The shaft sinking was expensive, and was accomplished slowly on account of the difficulty in securing experienced drillers. It was found necessary to send to New York for workmen.
The plan consisting of digging a shaft upon the tunnel, and, when the pumps were stopped and the gates closed at the inlet pier, the water was pumped from the well. When the water was sufficiently low in the tunnel the sediment was removed through three shafts, placed upon a scow and taken ashore. Great difficulty was experienced in keeping the pumps at work, because of the large amount of floating sawdust and chips. Five days were required to complete the cleaning.
The Next Time.

In order to supply steam for the hoisting engines and the pumps, water was piped to the boilers at the pumping station from the Lansingburgh water mains. Not quite all the sediment was removed, but Engineer Soucy of the pumping station, who examined the tunnel when it was previously cleaned, stated that the work was about as well done as before and anticipates no trouble from the tunnel filling for several years. The cleaning can hereafter be done much more cheaply by the introduction of a sand pump or an air lift pump into the several shafts, and forcing out the material without stopping the pumping engines.
The cost was about $3,700, which included the sinking of the shaft.
Troy Daily Times. September 16, 1896: 3 col 3.

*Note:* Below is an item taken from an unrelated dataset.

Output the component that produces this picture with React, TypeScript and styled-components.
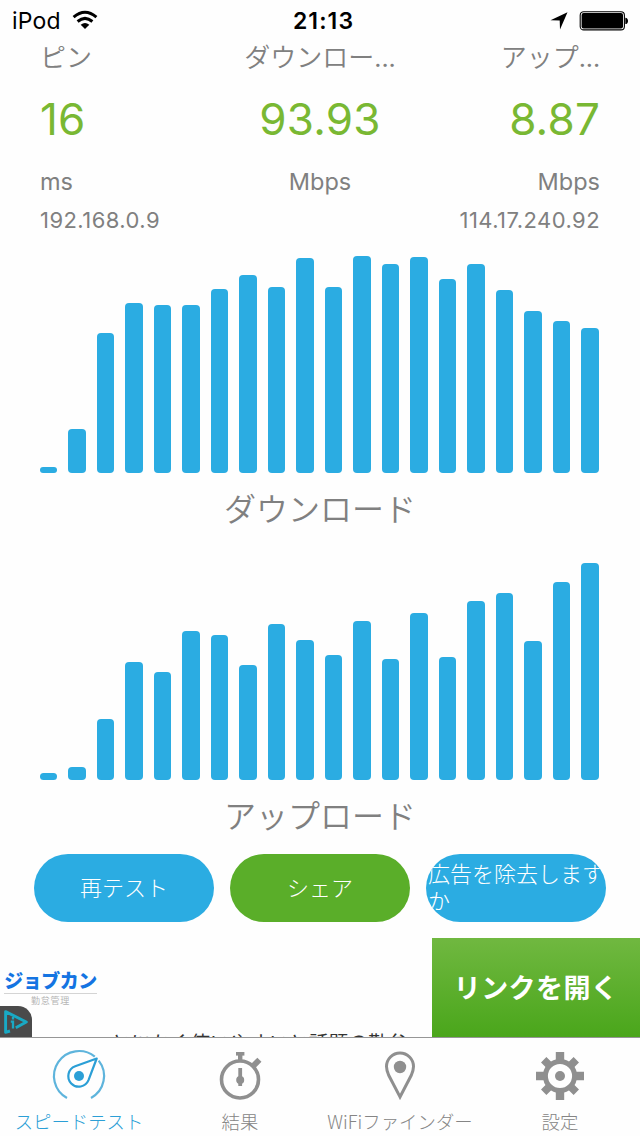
import React from "react";
import styled, { createGlobalStyle } from "styled-components";

const GlobalStyle = createGlobalStyle`
  * { box-sizing: border-box; }
  body {
    margin: 0;
    background: #fefefe;
    font-family: Inter, "Noto Sans CJK JP", sans-serif;
    -webkit-font-smoothing: antialiased;
  }
`;

const kana = `"Noto Sans CJK JP", sans-serif`;

const Screen = styled.div`
  width: 640px;
  height: 1136px;
  display: flex;
  flex-direction: column;
  overflow: hidden;
  background: #fefefe;
  color: #808080;
`;

const StatusBar = styled.header`
  height: 40px;
  flex: none;
  padding: 1px 11px 0 12px;
  display: grid;
  grid-template-columns: 1fr auto 1fr;
  align-items: center;
  color: #000;
  font-size: 23px;
  line-height: 40px;
`;

const Carrier = styled.div`
  display: flex;
  align-items: center;
  gap: 11px;
  letter-spacing: 0.2px;
  svg { margin-top: -2px; }
`;

const Clock = styled.div`
  font-weight: 600;
  letter-spacing: 1.1px;
  padding-left: 6px;
`;

const Indicators = styled.div`
  display: flex;
  align-items: center;
  justify-content: flex-end;
  gap: 11px;
`;

const Metrics = styled.section`
  flex: none;
  height: 164px;
  padding: 0 40px;
  display: grid;
  grid-template-columns: 1fr 1fr 1fr;
`;

const Metric = styled.div<{ $align: string }>`
  text-align: ${(p) => p.$align};
`;

const MetricName = styled.div`
  height: 34px;
  font: 350 26px/31px ${kana};
  white-space: nowrap;
`;

const Ellipsis = styled.span`
  font: 400 25px/20px Inter, sans-serif;
  letter-spacing: -0.1px;
`;

const MetricValue = styled.div`
  height: 90px;
  font-size: 44px;
  line-height: 90px;
  color: #79b833;
  letter-spacing: 0.2px;
`;

const MetricUnit = styled.div`
  height: 36px;
  font-size: 23.5px;
  line-height: 36px;
`;

const Addresses = styled.div`
  flex: none;
  height: 34px;
  padding: 0 40px;
  display: flex;
  justify-content: space-between;
  font-size: 22px;
  line-height: 33px;
  letter-spacing: 0.45px;
`;

const Chart = styled.figure`
  flex: none;
  margin: 0;
  padding: 0 40px;
  height: 307px;
  display: flex;
  flex-direction: column;
`;

const Bars = styled.div`
  height: 235px;
  display: flex;
  align-items: flex-end;
  gap: 11px;
`;

const Bar = styled.div`
  width: 17px;
  flex: none;
  border-radius: 4px;
  background: #2bace2;
  &:nth-child(even) { width: 18px; }
`;

const ChartTitle = styled.figcaption`
  height: 72px;
  text-align: center;
  font: 350 32px/68px ${kana};
`;

const Actions = styled.div`
  flex: none;
  height: 86px;
  padding: 2px 34px 16px;
  display: flex;
  gap: 16px;
`;

const ActionButton = styled.button<{ $color: string; $wrap?: boolean }>`
  width: 180px;
  height: 68px;
  padding: ${(p) => (p.$wrap ? "0 0 4px 2px" : "0 0 3px")};
  border: 0;
  border-radius: 34px;
  overflow: hidden;
  background: ${(p) => p.$color};
  color: #fff;
  text-align: ${(p) => (p.$wrap ? "left" : "center")};
  white-space: ${(p) => (p.$wrap ? "pre" : "nowrap")};
  font: 300 22px/27px ${kana};
`;

const AdBanner = styled.aside`
  position: relative;
  flex: none;
  height: 99px;
  display: flex;
  overflow: hidden;
`;

const Brand = styled.div`
  flex: none;
  width: 97px;
  padding: 29px 0 0 4px;
  text-align: center;
`;

const BrandName = styled.div`
  font: 900 19px/26px ${kana};
  color: #1474e2;
  white-space: nowrap;
  letter-spacing: -0.5px;
  border-bottom: 1px solid #d4d4d4;
`;

const BrandSub = styled.div`
  font: 400 9px/13px ${kana};
  letter-spacing: 0.8px;
  color: #b5b5b5;
`;

const AdCopy = styled.div`
  flex: 1;
  min-width: 0;
  padding: 88px 0 0 14px;
  font: 400 19.8px/32px ${kana};
  color: #333;
  white-space: nowrap;
`;

const AdLink = styled.a`
  flex: none;
  width: 208px;
  height: 99px;
  text-align: center;
  font: 700 27px/97px ${kana};
  letter-spacing: 0.4px;
  color: #fff;
  background: linear-gradient(#70b840, #4aa61b);
`;

const AdChoices = styled.div`
  position: absolute;
  left: 0;
  bottom: 0;
  width: 32px;
  height: 31px;
  border-top-right-radius: 14px;
  background: #4a4a4a;
  svg { display: block; }
`;

const TabBar = styled.nav`
  flex: none;
  height: 99px;
  border-top: 1px solid #969696;
  display: grid;
  grid-template-columns: repeat(4, 160px);
`;

const Tab = styled.div<{ $active?: boolean }>`
  display: flex;
  flex-direction: column;
  align-items: center;
  padding: 10px ${(p) => (p.$active ? "2px" : "0")} 0 0;
  color: ${(p) => (p.$active ? "#2b9fd6" : "#858585")};
  font: 300 18.4px/34px ${kana};
  white-space: nowrap;
  svg { display: block; flex: none; overflow: visible; }
`;

const download = [6.5, 44, 140, 170, 168, 168, 184, 198.5, 186.5, 215, 186.5, 217, 209, 216, 194, 209, 183, 162, 152, 145];
const upload = [7.5, 13, 61, 118, 108, 149, 145, 115, 156, 140, 125, 159, 121.5, 167, 123.5, 179, 187.5, 139, 198.5, 217];

const metrics = [
  { name: "ピン", value: "16", unit: "ms", align: "left" },
  { name: "ダウンロー", cut: true, value: "93.93", unit: "Mbps", align: "center" },
  { name: "アップ", cut: true, value: "8.87", unit: "Mbps", align: "right" },
];

function BarChart({ title, data }: { title: string; data: number[] }) {
  return (
    <Chart>
      <Bars>
        {data.map((h, i) => (
          <Bar key={i} style={{ height: h }} />
        ))}
      </Bars>
      <ChartTitle>{title}</ChartTitle>
    </Chart>
  );
}

const WifiIcon = () => (
  <svg width="26" height="20" viewBox="0 0 26 20" fill="none" stroke="#000" strokeWidth="3">
    <path d="M1.6 7.2 Q13 -2.7 24.4 7.2" />
    <path d="M5.6 11.5 Q13 5.2 20.4 11.5" />
    <path d="M13 19 L8.7 14.7 Q13 11.3 17.3 14.7Z" fill="#000" stroke="none" />
  </svg>
);

const LocationIcon = () => (
  <svg width="18" height="18" viewBox="0 0 18 18">
    <path d="M17.5 0.3 L10 17.5 L9.7 8.6 L0.5 8.2Z" fill="#000" />
  </svg>
);

const BatteryIcon = () => (
  <svg width="50" height="20" viewBox="0 0 50 20">
    <rect x="1.2" y="0.7" width="44.2" height="18.2" rx="3.5" fill="none" stroke="#000" strokeWidth="1.1" />
    <rect x="2.6" y="2.1" width="41.4" height="15.4" rx="2" fill="#000" />
    <path d="M46.3 6.7 Q49 7 49 9.9 Q49 12.8 46.3 13.1Z" fill="#000" />
  </svg>
);

const SpeedIcon = () => (
  <svg width="52" height="56" viewBox="0 0 52 56" fill="none">
    <path d="M14 50 A25 25 0 1 1 41.8 8.7 M45.7 12.6 A25 25 0 0 1 38 50" stroke="#5eb4dc" strokeWidth="2.2" />
    <path d="M43.7 10.5 L22.2 18.3 A10.5 10.5 0 1 0 35.5 32.2 Z" stroke="#2b9fd6" strokeWidth="2.2" strokeLinejoin="round" />
    <circle cx="26" cy="28" r="5" fill="#2b9fd6" />
  </svg>
);

const StopwatchIcon = () => (
  <svg width="54" height="56" viewBox="0 0 54 56" fill="none" stroke="#8f8f8f">
    <circle cx="27" cy="31.5" r="18.5" strokeWidth="3.6" />
    <path d="M23 5.8H31.4" strokeWidth="3.6" />
    <path d="M27.2 6V13" strokeWidth="4.4" />
    <path d="M39.6 18.6L46.4 11.8" strokeWidth="5.8" />
    <path d="M27.2 20V38" strokeWidth="3.8" />
    <circle cx="27.2" cy="32" r="4" fill="#8f8f8f" stroke="none" />
  </svg>
);

const PinIcon = () => (
  <svg width="54" height="56" viewBox="0 0 54 56" fill="none">
    <path d="M27 48.9 L15.6 27 C14.2 23.6 13.5 21.2 13.5 18.5 A13.5 13.5 0 0 1 40.5 18.5 C40.5 21.2 39.8 23.6 38.4 27 Z" stroke="#8f8f8f" strokeWidth="3" />
    <circle cx="27" cy="19" r="6.2" fill="#8f8f8f" />
  </svg>
);

const GearIcon = () => (
  <svg width="54" height="56" viewBox="0 0 54 56">
    <g stroke="#8f8f8f" strokeWidth="8.4">
      <path d="M27 4V14 M27 42V52 M3 28H13 M41 28H51" />
      <path d="M10.7 11.7L17 18 M37 38L43.3 44.3 M43.3 11.7L37 18 M17 38L10.7 44.3" strokeWidth="7.6" />
    </g>
    <circle cx="27" cy="28" r="14.6" fill="none" stroke="#8f8f8f" strokeWidth="5" />
    <circle cx="27" cy="28" r="5" fill="#8f8f8f" />
  </svg>
);

export default function App() {
  return (
    <Screen>
      <GlobalStyle />
      <StatusBar>
        <Carrier>
          iPod <WifiIcon />
        </Carrier>
        <Clock>21:13</Clock>
        <Indicators>
          <LocationIcon />
          <BatteryIcon />
        </Indicators>
      </StatusBar>
      <Metrics>
        {metrics.map((m) => (
          <Metric key={m.name} $align={m.align}>
            <MetricName>
              {m.name}
              {m.cut && <Ellipsis>...</Ellipsis>}
            </MetricName>
            <MetricValue>{m.value}</MetricValue>
            <MetricUnit>{m.unit}</MetricUnit>
          </Metric>
        ))}
      </Metrics>
      <Addresses>
        <span>192.168.0.9</span>
        <span>114.17.240.92</span>
      </Addresses>
      <BarChart title="ダウンロード" data={download} />
      <BarChart title="アップロード" data={upload} />
      <Actions>
        <ActionButton $color="#2bace2">再テスト</ActionButton>
        <ActionButton $color="#5aae29">シェア</ActionButton>
        <ActionButton $color="#2bace2" $wrap>{"広告を除去します\nか"}</ActionButton>
      </Actions>
      <AdBanner>
        <Brand>
          <BrandName>ジョブカン</BrandName>
          <BrandSub>勤怠管理</BrandSub>
        </Brand>
        <AdCopy>とにかく使いやすいと話題の勤怠</AdCopy>
        <AdLink>リンクを開く</AdLink>
        <AdChoices>
          <svg width="32" height="31" viewBox="0 0 32 31" fill="none" stroke="#19a9c4">
            <path d="M10 25L5.6 26.3V5.6L26.3 16L15.8 21.8" strokeWidth="2.9" strokeLinejoin="round" />
            <path d="M13 11V13.4 M10.8 15.6H13V22.5" strokeWidth="2.3" />
          </svg>
        </AdChoices>
      </AdBanner>
      <TabBar>
        <Tab $active>
          <SpeedIcon />
          スピードテスト
        </Tab>
        <Tab>
          <StopwatchIcon />
          結果
        </Tab>
        <Tab>
          <PinIcon />
          WiFiファインダー
        </Tab>
        <Tab>
          <GearIcon />
          設定
        </Tab>
      </TabBar>
    </Screen>
  );
}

—A new smokestack has been placed on the Lansingburgh pumping station at [One Hundred] Twenty-sixth Street.
“Lansingburgh.” Troy Daily Times. September 23, 1900: 4 col 5.

What Is It?
Have you ever wondered what the large stone structure is in the Hudson River?
It’s located around the 123rd Street area and not too far from the Lansingburgh/Waterford bridge. The stone structure is a water pump. It was used to pump water all the way up to the hill side, opposite the river, in Lansingburgh. When the water reached the top it would rush back down to the river. On the way, it would give water pressure to the residents.
The vacant lot on 123rd Street once held a public bath house. This was torn down, but the pipes are still underground.